▶ AIM
All of the lines below are to be printed again exactly; images are excluded from the output.

▶ SOURCE MATERIAL
## Start

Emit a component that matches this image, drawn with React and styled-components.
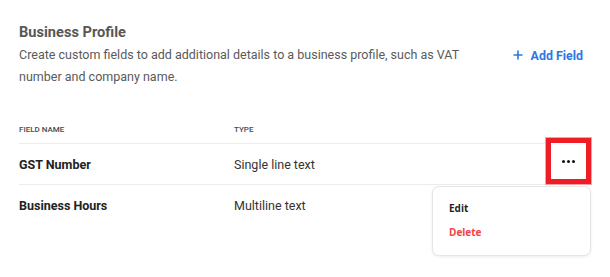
import React from 'react';
import styled, { createGlobalStyle } from 'styled-components';

const GlobalStyle = createGlobalStyle`
  body {
    margin: 0;
    background: #fff;
    font-family: Roboto, "Liberation Sans", sans-serif;
  }
`;

const Page = styled.div`
  width: 572px;
  min-height: 256px;
  padding: 21px 19px 0 19px;
`;

const Title = styled.h2`
  margin: 0;
  font-size: 14.6px;
  line-height: 22px;
  font-weight: 700;
  color: #575757;
`;

const Intro = styled.div`
  display: flex;
  justify-content: space-between;
  align-items: flex-start;
  padding-right: 8px;
`;

const Description = styled.p`
  margin: 1px 0 0;
  width: 460px;
  font-size: 12.5px;
  line-height: 22px;
  color: #5a5a5a;
`;

const AddButton = styled.button`
  display: flex;
  align-items: center;
  gap: 8px;
  margin-top: 1px;
  padding: 0;
  height: 22px;
  border: none;
  background: none;
  font-family: Roboto, "Liberation Sans", sans-serif;
  font-size: 12.4px;
  font-weight: 700;
  color: #2b78e4;
  cursor: pointer;
`;

const Table = styled.div`
  margin-top: 27px;
`;

const Row = styled.div`
  display: grid;
  grid-template-columns: 215px 1fr 60px;
  align-items: center;
  height: ${p => (p.$head ? '28px' : '40px')};
  border-bottom: 1px solid ${p => (p.$last ? 'transparent' : '#ececec')};
`;

const HeadCell = styled.div`
  font-size: 8px;
  font-weight: 500;
  color: #4a4a4a;
  text-transform: uppercase;
`;

const NameCell = styled.div`
  font-size: 12.5px;
  font-weight: 700;
  color: #222;
`;

const TypeCell = styled.div`
  font-size: 12.5px;
  color: #333;
`;

const ActionCell = styled.div`
  position: relative;
  display: flex;
  justify-content: flex-start;
  height: 100%;
`;

const DotsButton = styled.button`
  position: relative;
  width: 55px;
  height: 46px;
  margin-top: -6px;
  margin-left: 15px;
  display: flex;
  align-items: center;
  justify-content: center;
  gap: 2px;
  padding: 0;
  background: #fff;
  border: 5px solid #ee1c25;
  box-shadow: 0 0 0 1px #f7a0a4;
  box-sizing: border-box;
  cursor: pointer;
`;

const Dot = styled.span`
  width: 3px;
  height: 3px;
  border-radius: 50%;
  background: #111;
`;

const Menu = styled.div`
  position: absolute;
  top: 42px;
  right: 0;
  width: 159px;
  height: 70px;
  box-sizing: border-box;
  padding: 12px 16px;
  background: #fff;
  border: 1px solid #e6e6e6;
  border-radius: 7px;
  box-shadow: 0 1px 3px rgba(0, 0, 0, 0.08);
  display: flex;
  flex-direction: column;
  gap: 6px;
  z-index: 2;
`;

const MenuItem = styled.div`
  font-family: "Open Sans", "Noto Sans", sans-serif;
  font-size: 10px;
  font-weight: 700;
  line-height: 18px;
  color: ${p => (p.$danger ? '#f0434b' : '#1e1e1e')};
`;

const PlusIcon = () => (
  <svg width="10" height="10" viewBox="0 0 10 10">
    <path d="M5 0.5v9M0.5 5h9" stroke="#2b78e4" strokeWidth="1.6" />
  </svg>
);

const fields = [
  { name: 'GST Number', type: 'Single line text', open: true },
  { name: 'Business Hours', type: 'Multiline text' },
];

const App = () => {
  return (
    <Page>
      <GlobalStyle />
      <Title>Business Profile</Title>
      <Intro>
        <Description>
          Create custom fields to add additional details to a business profile, such as VAT number and company name.
        </Description>
        <AddButton>
          <PlusIcon />
          Add Field
        </AddButton>
      </Intro>
      <Table>
        <Row $head>
          <HeadCell>Field Name</HeadCell>
          <HeadCell>Type</HeadCell>
          <div />
        </Row>
        {fields.map((f, i) => (
          <Row key={f.name} $last={i === fields.length - 1}>
            <NameCell>{f.name}</NameCell>
            <TypeCell>{f.type}</TypeCell>
            <ActionCell>
              {f.open && (
                <>
                  <DotsButton>
                    <Dot />
                    <Dot />
                    <Dot />
                  </DotsButton>
                  <Menu>
                    <MenuItem>Edit</MenuItem>
                    <MenuItem $danger>Delete</MenuItem>
                  </Menu>
                </>
              )}
            </ActionCell>
          </Row>
        ))}
      </Table>
    </Page>
  );
};

export default App;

## End

▶ OUTPUT OF THE EXERCISE
Emit a component that matches this image, drawn with React and styled-components.
import React from 'react';
import styled, { createGlobalStyle } from 'styled-components';

const GlobalStyle = createGlobalStyle`
  body {
    margin: 0;
    background: #fff;
    font-family: Roboto, "Liberation Sans", sans-serif;
  }
`;

const Page = styled.div`
  width: 572px;
  min-height: 256px;
  padding: 21px 19px 0 19px;
`;

const Title = styled.h2`
  margin: 0;
  font-size: 14.6px;
  line-height: 22px;
  font-weight: 700;
  color: #575757;
`;

const Intro = styled.div`
  display: flex;
  justify-content: space-between;
  align-items: flex-start;
  padding-right: 8px;
`;

const Description = styled.p`
  margin: 1px 0 0;
  width: 460px;
  font-size: 12.5px;
  line-height: 22px;
  color: #5a5a5a;
`;

const AddButton = styled.button`
  display: flex;
  align-items: center;
  gap: 8px;
  margin-top: 1px;
  padding: 0;
  height: 22px;
  border: none;
  background: none;
  font-family: Roboto, "Liberation Sans", sans-serif;
  font-size: 12.4px;
  font-weight: 700;
  color: #2b78e4;
  cursor: pointer;
`;

const Table = styled.div`
  margin-top: 27px;
`;

const Row = styled.div`
  display: grid;
  grid-template-columns: 215px 1fr 60px;
  align-items: center;
  height: ${p => (p.$head ? '28px' : '40px')};
  border-bottom: 1px solid ${p => (p.$last ? 'transparent' : '#ececec')};
`;

const HeadCell = styled.div`
  font-size: 8px;
  font-weight: 500;
  color: #4a4a4a;
  text-transform: uppercase;
`;

const NameCell = styled.div`
  font-size: 12.5px;
  font-weight: 700;
  color: #222;
`;

const TypeCell = styled.div`
  font-size: 12.5px;
  color: #333;
`;

const ActionCell = styled.div`
  position: relative;
  display: flex;
  justify-content: flex-start;
  height: 100%;
`;

const DotsButton = styled.button`
  position: relative;
  width: 55px;
  height: 46px;
  margin-top: -6px;
  margin-left: 15px;
  display: flex;
  align-items: center;
  justify-content: center;
  gap: 2px;
  padding: 0;
  background: #fff;
  border: 5px solid #ee1c25;
  box-shadow: 0 0 0 1px #f7a0a4;
  box-sizing: border-box;
  cursor: pointer;
`;

const Dot = styled.span`
  width: 3px;
  height: 3px;
  border-radius: 50%;
  background: #111;
`;

const Menu = styled.div`
  position: absolute;
  top: 42px;
  right: 0;
  width: 159px;
  height: 70px;
  box-sizing: border-box;
  padding: 12px 16px;
  background: #fff;
  border: 1px solid #e6e6e6;
  border-radius: 7px;
  box-shadow: 0 1px 3px rgba(0, 0, 0, 0.08);
  display: flex;
  flex-direction: column;
  gap: 6px;
  z-index: 2;
`;

const MenuItem = styled.div`
  font-family: "Open Sans", "Noto Sans", sans-serif;
  font-size: 10px;
  font-weight: 700;
  line-height: 18px;
  color: ${p => (p.$danger ? '#f0434b' : '#1e1e1e')};
`;

const PlusIcon = () => (
  <svg width="10" height="10" viewBox="0 0 10 10">
    <path d="M5 0.5v9M0.5 5h9" stroke="#2b78e4" strokeWidth="1.6" />
  </svg>
);

const fields = [
  { name: 'GST Number', type: 'Single line text', open: true },
  { name: 'Business Hours', type: 'Multiline text' },
];

const App = () => {
  return (
    <Page>
      <GlobalStyle />
      <Title>Business Profile</Title>
      <Intro>
        <Description>
          Create custom fields to add additional details to a business profile, such as VAT number and company name.
        </Description>
        <AddButton>
          <PlusIcon />
          Add Field
        </AddButton>
      </Intro>
      <Table>
        <Row $head>
          <HeadCell>Field Name</HeadCell>
          <HeadCell>Type</HeadCell>
          <div />
        </Row>
        {fields.map((f, i) => (
          <Row key={f.name} $last={i === fields.length - 1}>
            <NameCell>{f.name}</NameCell>
            <TypeCell>{f.type}</TypeCell>
            <ActionCell>
              {f.open && (
                <>
                  <DotsButton>
                    <Dot />
                    <Dot />
                    <Dot />
                  </DotsButton>
                  <Menu>
                    <MenuItem>Edit</MenuItem>
                    <MenuItem $danger>Delete</MenuItem>
                  </Menu>
                </>
              )}
            </ActionCell>
          </Row>
        ))}
      </Table>
    </Page>
  );
};

export default App;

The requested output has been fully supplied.